■ **PROBLEM DETAILS**
Go through the listing and set it down exactly, leaving out its pictures.

■ **DATA BLOCK**

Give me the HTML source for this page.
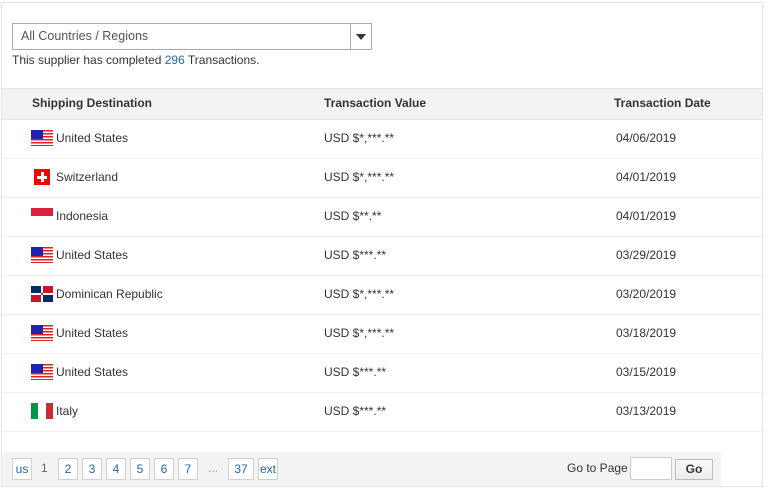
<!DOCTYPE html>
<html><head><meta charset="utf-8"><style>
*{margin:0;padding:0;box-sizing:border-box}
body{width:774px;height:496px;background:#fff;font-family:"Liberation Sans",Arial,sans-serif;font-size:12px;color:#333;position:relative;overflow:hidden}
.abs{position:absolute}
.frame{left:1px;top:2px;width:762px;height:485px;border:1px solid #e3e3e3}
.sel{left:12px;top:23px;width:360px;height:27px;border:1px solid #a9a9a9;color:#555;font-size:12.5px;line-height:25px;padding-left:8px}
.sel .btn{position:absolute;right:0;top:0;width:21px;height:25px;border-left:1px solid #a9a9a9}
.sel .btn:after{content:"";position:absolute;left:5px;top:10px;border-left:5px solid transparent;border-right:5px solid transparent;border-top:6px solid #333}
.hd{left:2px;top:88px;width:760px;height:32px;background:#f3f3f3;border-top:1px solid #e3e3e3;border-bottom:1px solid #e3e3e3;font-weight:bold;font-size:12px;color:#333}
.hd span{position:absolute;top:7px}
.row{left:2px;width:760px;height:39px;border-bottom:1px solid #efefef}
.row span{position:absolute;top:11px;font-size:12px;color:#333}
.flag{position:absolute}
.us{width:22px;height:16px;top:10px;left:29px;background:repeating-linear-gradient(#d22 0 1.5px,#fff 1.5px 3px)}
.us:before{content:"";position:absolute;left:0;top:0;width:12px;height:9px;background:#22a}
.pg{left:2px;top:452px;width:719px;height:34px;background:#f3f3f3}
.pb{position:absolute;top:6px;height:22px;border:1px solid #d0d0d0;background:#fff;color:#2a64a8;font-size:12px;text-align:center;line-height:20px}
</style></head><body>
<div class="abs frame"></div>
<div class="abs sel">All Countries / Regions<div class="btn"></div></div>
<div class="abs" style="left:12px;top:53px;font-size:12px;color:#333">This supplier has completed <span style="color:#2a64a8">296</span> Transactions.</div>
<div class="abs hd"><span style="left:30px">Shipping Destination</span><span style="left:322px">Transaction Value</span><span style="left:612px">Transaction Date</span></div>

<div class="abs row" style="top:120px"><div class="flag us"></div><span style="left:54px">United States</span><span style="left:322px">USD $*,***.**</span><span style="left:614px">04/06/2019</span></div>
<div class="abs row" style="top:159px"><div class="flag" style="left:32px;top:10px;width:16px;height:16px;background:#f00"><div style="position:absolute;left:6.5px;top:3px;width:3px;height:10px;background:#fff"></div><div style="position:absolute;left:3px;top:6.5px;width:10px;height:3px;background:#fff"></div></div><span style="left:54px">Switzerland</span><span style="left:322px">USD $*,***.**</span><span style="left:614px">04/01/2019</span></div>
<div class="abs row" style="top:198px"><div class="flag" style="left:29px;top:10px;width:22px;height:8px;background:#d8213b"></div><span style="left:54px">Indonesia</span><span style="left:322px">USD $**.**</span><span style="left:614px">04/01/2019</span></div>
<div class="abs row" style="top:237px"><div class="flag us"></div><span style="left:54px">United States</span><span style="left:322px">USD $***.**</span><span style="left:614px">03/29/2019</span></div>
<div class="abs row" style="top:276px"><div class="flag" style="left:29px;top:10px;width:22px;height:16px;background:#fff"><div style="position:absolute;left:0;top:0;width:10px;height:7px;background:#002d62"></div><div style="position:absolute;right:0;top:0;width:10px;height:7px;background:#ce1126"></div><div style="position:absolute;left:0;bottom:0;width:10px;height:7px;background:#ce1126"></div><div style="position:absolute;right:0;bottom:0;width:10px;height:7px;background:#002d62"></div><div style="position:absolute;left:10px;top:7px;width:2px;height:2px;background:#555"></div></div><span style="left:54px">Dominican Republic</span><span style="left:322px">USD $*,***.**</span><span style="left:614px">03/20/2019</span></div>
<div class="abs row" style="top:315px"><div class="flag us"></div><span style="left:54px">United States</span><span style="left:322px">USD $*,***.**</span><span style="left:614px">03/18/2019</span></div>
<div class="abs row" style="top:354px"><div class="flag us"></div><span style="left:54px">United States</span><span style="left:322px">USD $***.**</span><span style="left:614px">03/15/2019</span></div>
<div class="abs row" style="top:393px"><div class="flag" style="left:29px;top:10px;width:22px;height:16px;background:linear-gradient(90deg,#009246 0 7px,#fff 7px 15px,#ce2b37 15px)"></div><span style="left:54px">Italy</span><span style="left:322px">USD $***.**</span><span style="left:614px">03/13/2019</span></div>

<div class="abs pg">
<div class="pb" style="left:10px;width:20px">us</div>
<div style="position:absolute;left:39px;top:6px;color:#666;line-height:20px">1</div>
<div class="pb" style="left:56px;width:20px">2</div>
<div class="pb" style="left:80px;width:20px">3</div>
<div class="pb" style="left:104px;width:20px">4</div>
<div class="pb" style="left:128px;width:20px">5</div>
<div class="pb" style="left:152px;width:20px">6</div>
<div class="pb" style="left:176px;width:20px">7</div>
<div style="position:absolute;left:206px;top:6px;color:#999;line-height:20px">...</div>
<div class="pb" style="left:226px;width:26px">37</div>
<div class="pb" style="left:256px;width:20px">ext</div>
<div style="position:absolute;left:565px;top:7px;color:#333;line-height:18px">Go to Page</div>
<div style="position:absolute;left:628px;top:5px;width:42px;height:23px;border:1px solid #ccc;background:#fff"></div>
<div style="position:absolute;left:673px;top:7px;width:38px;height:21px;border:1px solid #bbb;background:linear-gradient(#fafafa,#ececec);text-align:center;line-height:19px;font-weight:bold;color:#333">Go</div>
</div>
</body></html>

■ **WORKED ANSWER**
Give me the HTML source for this page.
<!DOCTYPE html>
<html><head><meta charset="utf-8"><style>
*{margin:0;padding:0;box-sizing:border-box}
body{width:774px;height:496px;background:#fff;font-family:"Liberation Sans",Arial,sans-serif;font-size:12px;color:#333;position:relative;overflow:hidden}
.abs{position:absolute}
.frame{left:1px;top:2px;width:762px;height:485px;border:1px solid #e3e3e3}
.sel{left:12px;top:23px;width:360px;height:27px;border:1px solid #a9a9a9;color:#555;font-size:12.5px;line-height:25px;padding-left:8px}
.sel .btn{position:absolute;right:0;top:0;width:21px;height:25px;border-left:1px solid #a9a9a9}
.sel .btn:after{content:"";position:absolute;left:5px;top:10px;border-left:5px solid transparent;border-right:5px solid transparent;border-top:6px solid #333}
.hd{left:2px;top:88px;width:760px;height:32px;background:#f3f3f3;border-top:1px solid #e3e3e3;border-bottom:1px solid #e3e3e3;font-weight:bold;font-size:12px;color:#333}
.hd span{position:absolute;top:7px}
.row{left:2px;width:760px;height:39px;border-bottom:1px solid #efefef}
.row span{position:absolute;top:11px;font-size:12px;color:#333}
.flag{position:absolute}
.us{width:22px;height:16px;top:10px;left:29px;background:repeating-linear-gradient(#d22 0 1.5px,#fff 1.5px 3px)}
.us:before{content:"";position:absolute;left:0;top:0;width:12px;height:9px;background:#22a}
.pg{left:2px;top:452px;width:719px;height:34px;background:#f3f3f3}
.pb{position:absolute;top:6px;height:22px;border:1px solid #d0d0d0;background:#fff;color:#2a64a8;font-size:12px;text-align:center;line-height:20px}
</style></head><body>
<div class="abs frame"></div>
<div class="abs sel">All Countries / Regions<div class="btn"></div></div>
<div class="abs" style="left:12px;top:53px;font-size:12px;color:#333">This supplier has completed <span style="color:#2a64a8">296</span> Transactions.</div>
<div class="abs hd"><span style="left:30px">Shipping Destination</span><span style="left:322px">Transaction Value</span><span style="left:612px">Transaction Date</span></div>

<div class="abs row" style="top:120px"><div class="flag us"></div><span style="left:54px">United States</span><span style="left:322px">USD $*,***.**</span><span style="left:614px">04/06/2019</span></div>
<div class="abs row" style="top:159px"><div class="flag" style="left:32px;top:10px;width:16px;height:16px;background:#f00"><div style="position:absolute;left:6.5px;top:3px;width:3px;height:10px;background:#fff"></div><div style="position:absolute;left:3px;top:6.5px;width:10px;height:3px;background:#fff"></div></div><span style="left:54px">Switzerland</span><span style="left:322px">USD $*,***.**</span><span style="left:614px">04/01/2019</span></div>
<div class="abs row" style="top:198px"><div class="flag" style="left:29px;top:10px;width:22px;height:8px;background:#d8213b"></div><span style="left:54px">Indonesia</span><span style="left:322px">USD $**.**</span><span style="left:614px">04/01/2019</span></div>
<div class="abs row" style="top:237px"><div class="flag us"></div><span style="left:54px">United States</span><span style="left:322px">USD $***.**</span><span style="left:614px">03/29/2019</span></div>
<div class="abs row" style="top:276px"><div class="flag" style="left:29px;top:10px;width:22px;height:16px;background:#fff"><div style="position:absolute;left:0;top:0;width:10px;height:7px;background:#002d62"></div><div style="position:absolute;right:0;top:0;width:10px;height:7px;background:#ce1126"></div><div style="position:absolute;left:0;bottom:0;width:10px;height:7px;background:#ce1126"></div><div style="position:absolute;right:0;bottom:0;width:10px;height:7px;background:#002d62"></div><div style="position:absolute;left:10px;top:7px;width:2px;height:2px;background:#555"></div></div><span style="left:54px">Dominican Republic</span><span style="left:322px">USD $*,***.**</span><span style="left:614px">03/20/2019</span></div>
<div class="abs row" style="top:315px"><div class="flag us"></div><span style="left:54px">United States</span><span style="left:322px">USD $*,***.**</span><span style="left:614px">03/18/2019</span></div>
<div class="abs row" style="top:354px"><div class="flag us"></div><span style="left:54px">United States</span><span style="left:322px">USD $***.**</span><span style="left:614px">03/15/2019</span></div>
<div class="abs row" style="top:393px"><div class="flag" style="left:29px;top:10px;width:22px;height:16px;background:linear-gradient(90deg,#009246 0 7px,#fff 7px 15px,#ce2b37 15px)"></div><span style="left:54px">Italy</span><span style="left:322px">USD $***.**</span><span style="left:614px">03/13/2019</span></div>

<div class="abs pg">
<div class="pb" style="left:10px;width:20px">us</div>
<div style="position:absolute;left:39px;top:6px;color:#666;line-height:20px">1</div>
<div class="pb" style="left:56px;width:20px">2</div>
<div class="pb" style="left:80px;width:20px">3</div>
<div class="pb" style="left:104px;width:20px">4</div>
<div class="pb" style="left:128px;width:20px">5</div>
<div class="pb" style="left:152px;width:20px">6</div>
<div class="pb" style="left:176px;width:20px">7</div>
<div style="position:absolute;left:206px;top:6px;color:#999;line-height:20px">...</div>
<div class="pb" style="left:226px;width:26px">37</div>
<div class="pb" style="left:256px;width:20px">ext</div>
<div style="position:absolute;left:565px;top:7px;color:#333;line-height:18px">Go to Page</div>
<div style="position:absolute;left:628px;top:5px;width:42px;height:23px;border:1px solid #ccc;background:#fff"></div>
<div style="position:absolute;left:673px;top:7px;width:38px;height:21px;border:1px solid #bbb;background:linear-gradient(#fafafa,#ececec);text-align:center;line-height:19px;font-weight:bold;color:#333">Go</div>
</div>
</body></html>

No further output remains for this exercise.